On notera, à propos de ce texte l’emploi par Freud du terme Einfall (littéralement : ce qui tombe dans l’esprit, ce qui vient à l’esprit, traduit ici par « idée », faute d’un meilleur terme), qu’il convient de différencier de celui d’Assoziation. En effet, le terme association se réfère à des éléments pris dans une chaîne, chaîne du discours logique ou chaîne des associations dites libres et qui n’en sont pas moins déterminées. Einfall désigne toutes les idées qui viennent au sujet dans le cours des séances même si la liaison associative qui les supporte n’est pas apparente et même si elles se présentent subjectivement comme non liées au contexte.

La règle fondamentale n’a pas pour effet de donner libre cours au processus primaire tel quel et de fournir ainsi un accès immédiat aux chaînes associatives inconscientes ; elle favorise seulement l’émergence d’un type de communication où le déterminisme inconscient est plus accessible par la mise à jour de nouvelles connexions ou de lacunes significatives dans le discours.

Ce n’est que progressivement que la règle de libre association est apparue à Freud comme fondamentale. C’est ainsi que dans La psychanalyse (Über Psychoanalyse, 1909) Freud reconnaît trois voies d’accès à l’inconscient et semble les placer sur le même plan : l’élaboration des idées du sujet qui se soumet à la règle principale (Hauptregel), l’interprétation des rêves, et celle des actes manqués (2). La règle paraît ici conçue comme destinée à favoriser l’éclosion de productions inconscientes en fournissant un matériel significatif parmi d’autres.

La règle fondamentale entraîne un certain nombre de conséquences :

1° Le sujet, invité à l’appliquer, s’engage, plus il s’y soumet, dans la voie de tout dire et seulement de dire ; ses émois, ses impressions corporelles, ses idées, ses souvenirs sont canalisés dans le langage. La règle a donc pour corollaire implicite de faire apparaître comme acting out* un certain champ de l’activité du sujet ;

2° L’observance de la règle met en évidence la façon dont dérivent les associations et les « points nodaux » où elles s’entrecroisent ;

3° Comme on l’a souvent noté, la règle est aussi révélatrice dans les difficultés mêmes que le sujet a à l’appliquer : réticences conscientes, résistances inconscientes à la règle et par la règle, c’est-à-dire dans l’usage même qui est fait de celle-ci (par exemple certains analysés recourent systématiquement au coq-à-l’âne ou se servent de la règle principalement pour montrer que son application rigoureuse est impossible ou absurde) (α).
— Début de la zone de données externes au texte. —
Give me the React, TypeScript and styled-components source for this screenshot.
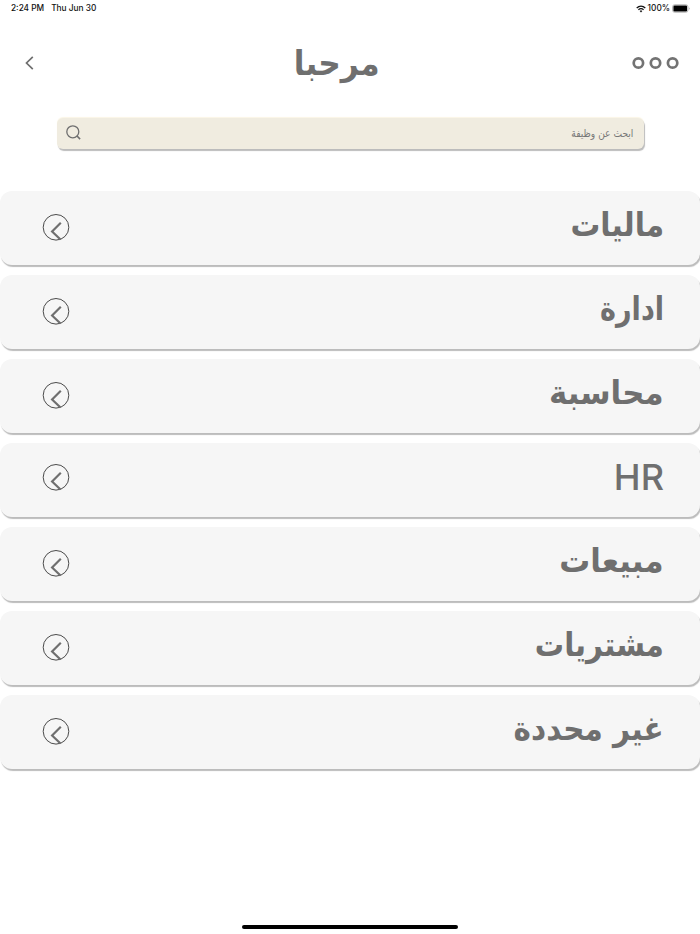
import React from "react";
import styled, { createGlobalStyle } from "styled-components";

const GlobalStyle = createGlobalStyle`
  *, *::before, *::after { box-sizing: border-box; }
  body { margin: 0; background: #fff; }
`;

const Screen = styled.div`
  display: flex;
  flex-direction: column;
  height: 934px;
  overflow: hidden;
  background: #fff;
  color: #6f6f6f;
  font-family: "DejaVu Sans", sans-serif;
`;

const StatusBar = styled.div`
  display: flex;
  justify-content: space-between;
  align-items: center;
  height: 17px;
  padding: 0 10px 0 11px;
  font: 500 8.3px/17px Inter, sans-serif;
  color: #111;
`;

const StatusGroup = styled.div<{ $gap: number }>`
  display: flex;
  align-items: center;
  gap: ${({ $gap }) => $gap}px;
  white-space: nowrap;
`;

const Header = styled.header`
  display: grid;
  grid-template-columns: 100px 1fr 100px;
  align-items: center;
  height: 92px;
  padding: 0 20px 0 24px;
`;

const IconButton = styled.button<{ $end?: boolean }>`
  display: flex;
  justify-content: ${({ $end }) => ($end ? "flex-end" : "flex-start")};
  padding: 0;
  border: 0;
  background: none;
  color: inherit;
`;

const Title = styled.h1`
  margin: 0;
  padding: 0 30px 1px 0;
  text-align: center;
  font-size: 34px;
  line-height: 40px;
  font-weight: 700;
`;

const TitleText = styled.span<{ $stretch: number }>`
  display: inline-block;
  transform: scaleX(${({ $stretch }) => $stretch});
`;

const SearchBar = styled.div`
  display: flex;
  justify-content: space-between;
  align-items: center;
  flex: none;
  height: 31px;
  margin: 9px 56px 0 57px;
  padding: 0 11px 2px 9px;
  border-radius: 6px;
  background: #f0ece0;
  box-shadow: 1px 2px 1px #bcbcbc, 0 -1px 1px #fbf6e6;
`;

const Placeholder = styled.span`
  font-size: 10.5px;
  line-height: 18px;
  color: #777;
  transform: scaleX(0.87);
  transform-origin: right center;
`;

const List = styled.main`
  display: flex;
  flex-direction: column;
  gap: 10px;
  padding-top: 42px;
`;

const Row = styled.div`
  display: flex;
  justify-content: space-between;
  align-items: flex-start;
  height: 74px;
  padding: 0 36px 0 42px;
  border-radius: 12px;
  background: #f6f6f6;
  box-shadow: 1px 2px 1px #bcbcbc;
`;

const CircleButton = styled.button<{ $raised?: boolean }>`
  display: block;
  width: 28px;
  height: 28px;
  margin: ${({ $raised }) => ($raised ? 20 : 22)}px 0 0;
  padding: 0;
  border: 0;
  background: none;
`;

const Label = styled.span<{ $latin?: boolean; $stretch: number }>`
  display: block;
  direction: rtl;
  white-space: nowrap;
  margin-top: 12px;
  font-family: ${({ $latin }) => ($latin ? 'Inter, "Liberation Sans"' : '"DejaVu Sans"')}, sans-serif;
  font-size: ${({ $latin }) => ($latin ? 36 : 33)}px;
  font-weight: ${({ $latin }) => ($latin ? 500 : 700)};
  line-height: 44px;
  transform: scaleX(${({ $stretch }) => $stretch});
  transform-origin: right center;
`;

const Footer = styled.footer`
  display: flex;
  justify-content: center;
  margin-top: auto;
  padding-bottom: 5px;
`;

const HomeIndicator = styled.div`
  width: 216px;
  height: 4px;
  border-radius: 2px;
  background: #000;
`;

const WifiIcon = () => (
  <svg width="10" height="8" viewBox="0 0 10 8" fill="none" stroke="#111" strokeWidth="1.3">
    <path d="M.7 2.9C3.2.7 6.8.7 9.3 2.9M2.4 4.7C4 3.4 6 3.4 7.6 4.7" />
    <path d="M3.7 5.9C4.5 5.3 5.5 5.3 6.3 5.9L5 7.4Z" fill="#111" stroke="none" />
  </svg>
);

const BatteryIcon = () => (
  <svg width="18" height="9" viewBox="0 0 18 9">
    <rect x=".5" y=".7" width="15.5" height="7.6" rx="2.2" fill="#fff" stroke="#aaa" strokeWidth=".8" />
    <rect x="1.4" y="1.6" width="13.7" height="5.8" rx="1.2" fill="#000" />
    <path d="M17 3.4C17.8 3.8 17.8 5.2 17 5.6Z" fill="#999" />
  </svg>
);

const BackIcon = () => (
  <svg width="10" height="14" viewBox="0 0 10 14" fill="none" stroke="#6f6f6f" strokeWidth="1.7">
    <path d="M8.8.8 2.5 7 8.8 13.2" />
  </svg>
);

const MoreIcon = () => (
  <svg width="48" height="14" viewBox="0 0 48 14" fill="none" stroke="#737373" strokeWidth="2.7">
    <circle cx="6.4" cy="7" r="4.7" />
    <circle cx="23.5" cy="7" r="4.7" />
    <circle cx="40.6" cy="7" r="4.7" />
  </svg>
);

const SearchIcon = () => (
  <svg width="15" height="15" viewBox="0 0 15 15" fill="none" stroke="#6f6f6f" strokeWidth="1.3">
    <circle cx="6.8" cy="6.8" r="6" />
    <path d="m10.8 10.8 3.3 3.3" strokeWidth="1.6" />
  </svg>
);

const CircleChevronIcon = () => (
  <svg width="28" height="28" viewBox="0 0 28 28" fill="none">
    <circle cx="14" cy="14.3" r="12.8" stroke="#4b4b4b" />
    <path d="M18.8 9.8 10.1 18.5 18.5 26.5" stroke="#6f6f6f" strokeWidth="2.2" />
  </svg>
);

type Category = { label: string; stretch: number; latin?: boolean };

const categories: Category[] = [
  { label: "ماليات", stretch: 0.9 },
  { label: "ادارة", stretch: 0.82 },
  { label: "محاسبة", stretch: 0.935 },
  { label: "HR", stretch: 1, latin: true },
  { label: "مبيعات", stretch: 0.935 },
  { label: "مشتريات", stretch: 0.885 },
  { label: "غير محددة", stretch: 0.895 },
];

export default function App() {
  return (
    <Screen>
      <GlobalStyle />
      <StatusBar>
        <StatusGroup $gap={7}>
          <span>2:24 PM</span>
          <span>Thu Jun 30</span>
        </StatusGroup>
        <StatusGroup $gap={2}>
          <WifiIcon />
          <span>100%</span>
          <BatteryIcon />
        </StatusGroup>
      </StatusBar>
      <Header>
        <IconButton aria-label="رجوع"><BackIcon /></IconButton>
        <Title><TitleText $stretch={0.92}>مرحبا</TitleText></Title>
        <IconButton aria-label="المزيد" $end><MoreIcon /></IconButton>
      </Header>
      <SearchBar>
        <SearchIcon />
        <Placeholder>ابحث عن وظيفة</Placeholder>
      </SearchBar>
      <List>
        {categories.map(({ label, stretch, latin }) => (
          <Row key={label}>
            <CircleButton aria-label={label} $raised={latin}><CircleChevronIcon /></CircleButton>
            <Label $latin={latin} $stretch={stretch}>{label}</Label>
          </Row>
        ))}
      </List>
      <Footer><HomeIndicator /></Footer>
    </Screen>
  );
}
En prolongeant ces remarques, on accentuerait l’idée que la règle est plus qu’une technique d’investigation et qu’elle structure l’ensemble de la relation analytique ; c’est en ce sens qu’elle peut être qualifiée de fondamentale, bien qu’elle ne soit pas seule à constituer une situation où d’autres conditions, singulièrement la neutralité* de l’analyste, ont un rôle déterminant. Bornons-nous à souligner, à la suite de J. Lacan, que la règle fondamentale contribue à instaurer la relation intersubjective de l’analyste et de l’analysé comme un rapport de langage (3). La règle de tout dire ne doit pas être comprise comme une simple méthode parmi d’autres d’accéder à l’inconscient, méthode dont on pourrait faire éventuellement l’économie (hypnose, narco-analyse, etc.). Elle est destinée à faire apparaître dans le discours de l’analysé la dimension de demande adressée à un autre. Combinée avec le non-agir de l’analyste, elle conduit l’analysé à formuler ses demandes sous divers modes qui ont pris pour lui, en certains stades, valeur de langage (voir : Régression).

▲ (α) Il est clair que la règle psychanalytique invite non à tenir des propos systématiquement incohérents, mais à ne pas faire de la cohérence un critère de sélection.

(1) Freud (S.). « Psychoanalyse » und « Libidotheorie », 1923. G.W., XIII, 214 ; S.E., XVIII, 238.

(2) Cf. Freud (S.). G.W., VIII, 31 ; S.E., XI, 33 ; Fr., 147.

(3) Cf. surtout : Lacan (J.). La direction de la cure et les principes de son pouvoir, Communication faite au Colloque international de Royaumont en 1958, in La Psychanalyse, P.U.F., Paris, 1961, VI, 149-206.